I had to bribe him for a picture. He’s too cool for one apparently.
The end result of all of this? I had a good time. I had fun. I laughed and smiled and made follow-up plans to see them again. A weird feeling has kind of taken over me this week: I feel… happy? WTF?!?!?!
I’m afraid to say that word out loud. I’m afraid to say it because depression is evil and cruel and just when you think you feel better something comes and kicks you in the gut when you least expect it. Is this my calm before the storm? Will I find out REALLY BAD NEWS when I get my test results back and this is karma’s way of balancing things out? Will I get new meds on Monday that will give me all kinds of horrible side effects? I don’t know.
I’m terrified this feeling won’t last. Today I did my homework and made chicken tortilla soup-all by myself-from scratch (I promise to post the recipe soon). When I realized I was missing an ingredient, without hesitation I got in the car and drove to the grocery store. I was actually being productive!

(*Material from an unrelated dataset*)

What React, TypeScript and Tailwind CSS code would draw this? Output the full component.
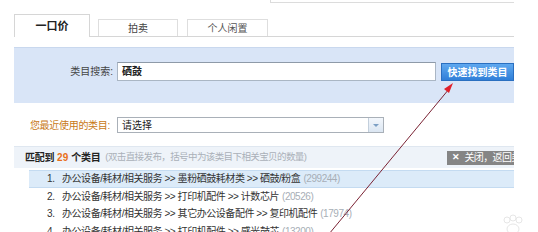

There is still some residue, though. At lunch on Thursday, they messed up my order and I stammered and apologized my way through telling the server that it was wrong. I still get really anxious before leaving the house if I allow myself to think about actually leaving. After lunch my mom wanted to go to Kohl’s, and I just wanted to go home-I didn’t want to overextend myself after having lunch and knowing about the big dinner that night. I’m trying to take baby steps so that way if I do have a setback, hopefully it won’t be soul crushing.
Now I’m off to sample my soup!
Seriously the best soup in the WORLD!!!